Many accomplished social and political scientists have described our American civic bonds as frayed. The news articles we read about the growing problems of loneliness, alienation, and even despair among our neighbours merely documents, I think, something we all have to face as a lived reality. Our family has just crossed the six-month mark in our new home in Brussels, Belgium. We have to keep finding ways of connecting with others—of being willing to be a weak centre for others as much as for ourselves. Technology eases some of the burdens of belonging but exacerbates others. I’m grateful for all the ways I can stay connected to my family and friends back in the United States or elsewhere. But it fails in other ways. In the simple action of showing up to our places of belonging—to church, to neighbours, to friends—as imperfect as it often is, we maintain what is most important in life.

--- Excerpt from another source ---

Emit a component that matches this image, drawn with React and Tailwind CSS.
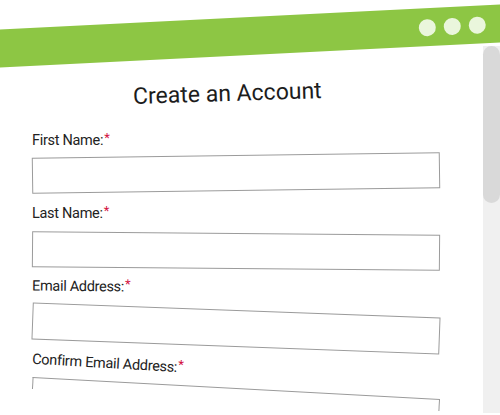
import React from 'react';

const font = { fontFamily: 'Roboto, "Liberation Sans", sans-serif' };

function Label({ text, className = '' }) {
  return (
    <div className={`ml-[32px] w-fit text-[14.5px] leading-[18px] tracking-[-0.3px] text-[#222] ${className}`}>
      {text}
      <span className="text-[13px] text-[#d3123f] relative -top-[3px] ml-[1px]">*</span>
    </div>
  );
}

export default function App() {
  return (
    <div className="w-[500px] h-[415px] overflow-hidden bg-white flex flex-col" style={font}>
      {/* window title bar */}
      <div className="relative z-10 mt-[16.5px] -ml-[30px] w-[560px] h-[38px] shrink-0 bg-[#8dc644] -rotate-[2.86deg] flex items-center justify-end gap-[8px] pr-[44px]">
        <span className="w-[17px] h-[17px] rounded-full bg-[#eaf6dc]" />
        <span className="w-[17px] h-[17px] rounded-full bg-[#eaf6dc]" />
        <span className="w-[17px] h-[17px] rounded-full bg-[#eaf6dc]" />
      </div>

      <div className="-mt-[8.5px] h-[367px] flex">
        <div className="flex-1 flex flex-col">
          <h1 className="mt-[35px] ml-[133px] w-fit text-[23px] leading-[26px] text-[#1c1c1c] -rotate-[1.8deg]">
            Create an Account
          </h1>

          <Label text="First Name:" className="mt-[25px]" />
          <div className="mt-[5px] ml-[32px] w-[408px] h-[36px] border border-[#9b9b9b] -rotate-[0.8deg]" />

          <Label text="Last Name:" className="mt-[14px]" />
          <div className="mt-[9.5px] ml-[32px] w-[408px] h-[36px] border border-[#9b9b9b] rotate-[0.5deg]" />

          <Label text="Email Address:" className="mt-[9.5px] rotate-[0.6deg]" />
          <div className="mt-[13.5px] ml-[32px] w-[408px] h-[37px] border border-[#9b9b9b] rotate-[2.1deg]" />

          <Label text="Confirm Email Address:" className="mt-[8px] rotate-[3.3deg]" />
          <div className="mt-[15px] ml-[32px] w-[408px] h-[12px] border border-b-0 border-[#9b9b9b] rotate-[3.1deg]" />
        </div>

        {/* scrollbar */}
        <div className="w-[17px] bg-[#f0f0f0] flex flex-col">
          <div className="h-[157px] rounded-full bg-[#d9d9d9]" />
        </div>
      </div>
    </div>
  );
}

Bonhoeffer’s times are not our times, and we face different, unequal struggles. But in all the ways that mattered, his human life was not so different from ours. Bonhoeffer drew real strength from relatively weak places, and we can too. Yes, he provided leadership at a critical time to his church and his country, and in that simple narration, Dietrich Bonhoeffer is indeed a kind of hero. But to see the hero without human flesh and human belonging is to miss the roots under the mighty tree. It is to miss the witness of the weak centres—the witness of love and committed belonging, which sustains and preserves this world.